---------- Given information

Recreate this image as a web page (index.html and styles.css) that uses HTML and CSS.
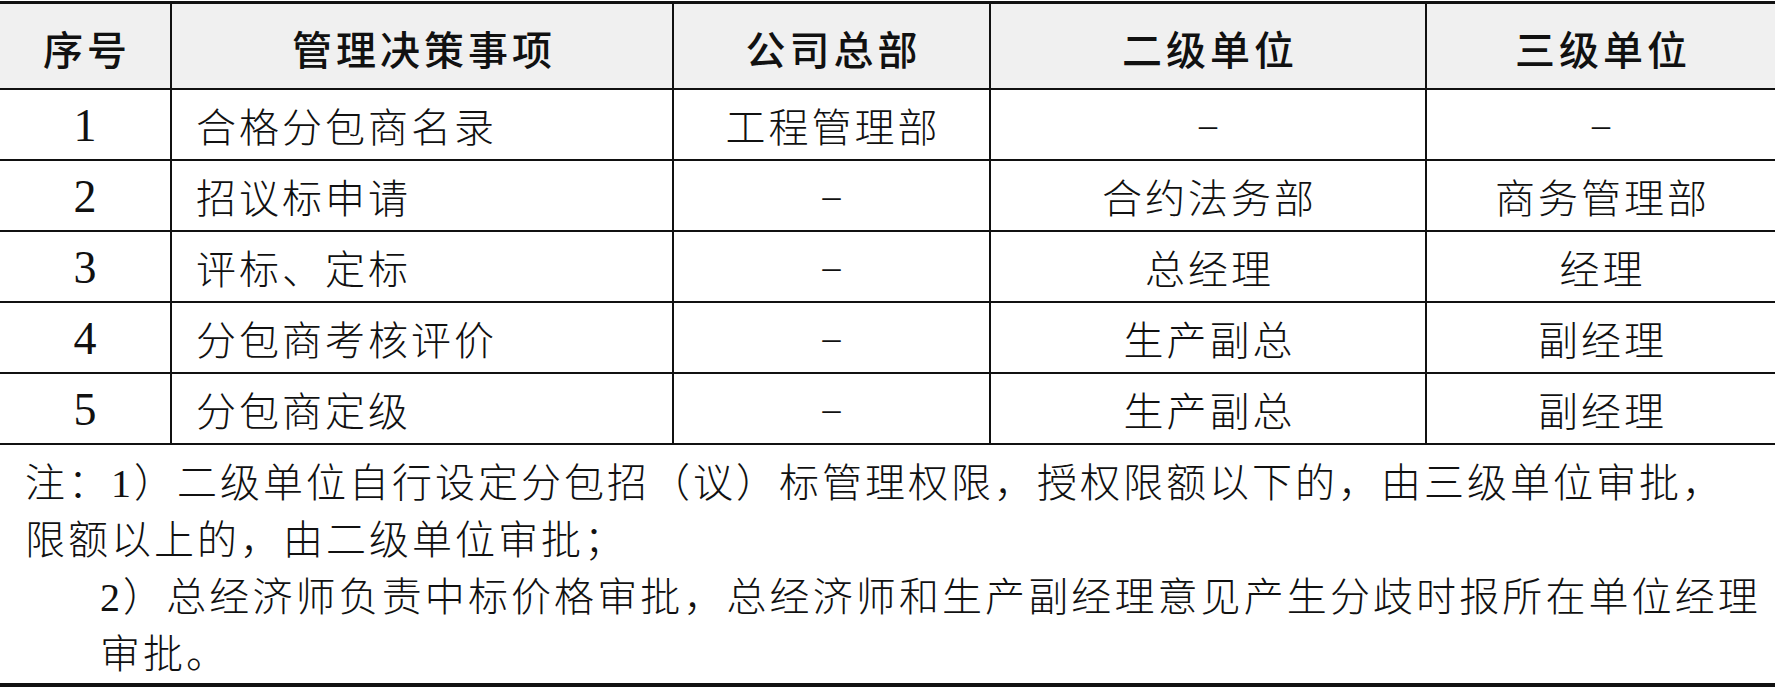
FILE: index.html
```html
<!DOCTYPE html>
<html lang="zh-CN">
<head>
<meta charset="utf-8">
<title>分包管理决策权限</title>
<link rel="stylesheet" href="styles.css">
</head>
<body>
<table class="decision-table">
  <colgroup>
    <col class="col-no">
    <col class="col-item">
    <col class="col-hq">
    <col class="col-second">
    <col class="col-third">
  </colgroup>
  <thead>
    <tr class="head-row">
      <th>序号</th>
      <th>管理决策事项</th>
      <th>公司总部</th>
      <th>二级单位</th>
      <th>三级单位</th>
    </tr>
  </thead>
  <tbody>
    <tr class="body-row">
      <td class="num">1</td>
      <td class="item">合格分包商名录</td>
      <td>工程管理部</td>
      <td class="dash">–</td>
      <td class="dash">–</td>
    </tr>
    <tr class="body-row">
      <td class="num">2</td>
      <td class="item">招议标申请</td>
      <td class="dash">–</td>
      <td>合约法务部</td>
      <td>商务管理部</td>
    </tr>
    <tr class="body-row">
      <td class="num">3</td>
      <td class="item">评标、定标</td>
      <td class="dash">–</td>
      <td>总经理</td>
      <td>经理</td>
    </tr>
    <tr class="body-row">
      <td class="num">4</td>
      <td class="item">分包商考核评价</td>
      <td class="dash">–</td>
      <td>生产副总</td>
      <td>副经理</td>
    </tr>
    <tr class="body-row">
      <td class="num">5</td>
      <td class="item">分包商定级</td>
      <td class="dash">–</td>
      <td>生产副总</td>
      <td>副经理</td>
    </tr>
    <tr class="note-row">
      <td colspan="5" class="note">
        <p class="note-line first">注：1）二级单位自行设定分包招（议）标管理权限，授权限额以下的，由三级单位审批，</p>
        <p class="note-line">限额以上的，由二级单位审批；</p>
        <p class="note-line indent wide">2）总经济师负责中标价格审批，总经济师和生产副经理意见产生分歧时报所在单位经理</p>
        <p class="note-line indent">审批。</p>
      </td>
    </tr>
  </tbody>
</table>
</body>
</html>
```
FILE: styles.css
```css
html, body {
  margin: 0;
  padding: 0;
  background: #ffffff;
}

body {
  padding-top: 1px;
  font-family: "Liberation Serif", "Noto Sans CJK SC", serif;
  font-weight: 300;
  color: #111111;
}

.decision-table {
  width: 1775px;
  border-collapse: collapse;
  table-layout: fixed;
  border-top: 3px solid #111111;
  border-bottom: 4px solid #111111;
}

.col-no { width: 171px; }
.col-item { width: 502px; }
.col-hq { width: 317px; }
.col-second { width: 436px; }
.col-third { width: 349px; }

.decision-table th,
.decision-table td {
  padding: 0;
  border-left: 2px solid #111111;
  border-bottom: 2px solid #111111;
  text-align: center;
  vertical-align: middle;
  white-space: nowrap;
}

.decision-table th:first-child,
.decision-table td:first-child {
  border-left: none;
}

.head-row {
  height: 86px;
  background: #f0f0f0;
}

.head-row th {
  font-family: "Noto Sans CJK SC", sans-serif;
  font-size: 40px;
  font-weight: 500;
  letter-spacing: 4px;
  padding-left: 4px;
  padding-top: 4px;
}

.body-row {
  height: 71px;
}

.body-row td {
  font-size: 40px;
  letter-spacing: 3px;
  padding-left: 3px;
  padding-top: 2px;
}

.body-row td.num {
  font-size: 46px;
  letter-spacing: 0;
  padding-left: 0;
}

.body-row td.item {
  text-align: left;
  padding-left: 24px;
}

.body-row td.dash {
  font-size: 36px;
}

.note-row td.note {
  text-align: left;
  vertical-align: top;
  padding: 10px 0 0 0;
  height: 228px;
  border-bottom: none;
}

.note-line {
  margin: 0;
  font-size: 40px;
  line-height: 57px;
  letter-spacing: 3px;
  padding-left: 25px;
  white-space: nowrap;
}

.note-line.indent {
  padding-left: 100px;
}

.note-line.wide {
  letter-spacing: 3.1px;
}
```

--------------------

▸ Challenge:
Transcribe the whole listing, character for character, but not its images.

▸ Solution to the exercise:
Recreate this image as a web page (index.html and styles.css) that uses HTML and CSS.
FILE: index.html
```html
<!DOCTYPE html>
<html lang="zh-CN">
<head>
<meta charset="utf-8">
<title>分包管理决策权限</title>
<link rel="stylesheet" href="styles.css">
</head>
<body>
<table class="decision-table">
  <colgroup>
    <col class="col-no">
    <col class="col-item">
    <col class="col-hq">
    <col class="col-second">
    <col class="col-third">
  </colgroup>
  <thead>
    <tr class="head-row">
      <th>序号</th>
      <th>管理决策事项</th>
      <th>公司总部</th>
      <th>二级单位</th>
      <th>三级单位</th>
    </tr>
  </thead>
  <tbody>
    <tr class="body-row">
      <td class="num">1</td>
      <td class="item">合格分包商名录</td>
      <td>工程管理部</td>
      <td class="dash">–</td>
      <td class="dash">–</td>
    </tr>
    <tr class="body-row">
      <td class="num">2</td>
      <td class="item">招议标申请</td>
      <td class="dash">–</td>
      <td>合约法务部</td>
      <td>商务管理部</td>
    </tr>
    <tr class="body-row">
      <td class="num">3</td>
      <td class="item">评标、定标</td>
      <td class="dash">–</td>
      <td>总经理</td>
      <td>经理</td>
    </tr>
    <tr class="body-row">
      <td class="num">4</td>
      <td class="item">分包商考核评价</td>
      <td class="dash">–</td>
      <td>生产副总</td>
      <td>副经理</td>
    </tr>
    <tr class="body-row">
      <td class="num">5</td>
      <td class="item">分包商定级</td>
      <td class="dash">–</td>
      <td>生产副总</td>
      <td>副经理</td>
    </tr>
    <tr class="note-row">
      <td colspan="5" class="note">
        <p class="note-line first">注：1）二级单位自行设定分包招（议）标管理权限，授权限额以下的，由三级单位审批，</p>
        <p class="note-line">限额以上的，由二级单位审批；</p>
        <p class="note-line indent wide">2）总经济师负责中标价格审批，总经济师和生产副经理意见产生分歧时报所在单位经理</p>
        <p class="note-line indent">审批。</p>
      </td>
    </tr>
  </tbody>
</table>
</body>
</html>
```
FILE: styles.css
```css
html, body {
  margin: 0;
  padding: 0;
  background: #ffffff;
}

body {
  padding-top: 1px;
  font-family: "Liberation Serif", "Noto Sans CJK SC", serif;
  font-weight: 300;
  color: #111111;
}

.decision-table {
  width: 1775px;
  border-collapse: collapse;
  table-layout: fixed;
  border-top: 3px solid #111111;
  border-bottom: 4px solid #111111;
}

.col-no { width: 171px; }
.col-item { width: 502px; }
.col-hq { width: 317px; }
.col-second { width: 436px; }
.col-third { width: 349px; }

.decision-table th,
.decision-table td {
  padding: 0;
  border-left: 2px solid #111111;
  border-bottom: 2px solid #111111;
  text-align: center;
  vertical-align: middle;
  white-space: nowrap;
}

.decision-table th:first-child,
.decision-table td:first-child {
  border-left: none;
}

.head-row {
  height: 86px;
  background: #f0f0f0;
}

.head-row th {
  font-family: "Noto Sans CJK SC", sans-serif;
  font-size: 40px;
  font-weight: 500;
  letter-spacing: 4px;
  padding-left: 4px;
  padding-top: 4px;
}

.body-row {
  height: 71px;
}

.body-row td {
  font-size: 40px;
  letter-spacing: 3px;
  padding-left: 3px;
  padding-top: 2px;
}

.body-row td.num {
  font-size: 46px;
  letter-spacing: 0;
  padding-left: 0;
}

.body-row td.item {
  text-align: left;
  padding-left: 24px;
}

.body-row td.dash {
  font-size: 36px;
}

.note-row td.note {
  text-align: left;
  vertical-align: top;
  padding: 10px 0 0 0;
  height: 228px;
  border-bottom: none;
}

.note-line {
  margin: 0;
  font-size: 40px;
  line-height: 57px;
  letter-spacing: 3px;
  padding-left: 25px;
  white-space: nowrap;
}

.note-line.indent {
  padding-left: 100px;
}

.note-line.wide {
  letter-spacing: 3.1px;
}
```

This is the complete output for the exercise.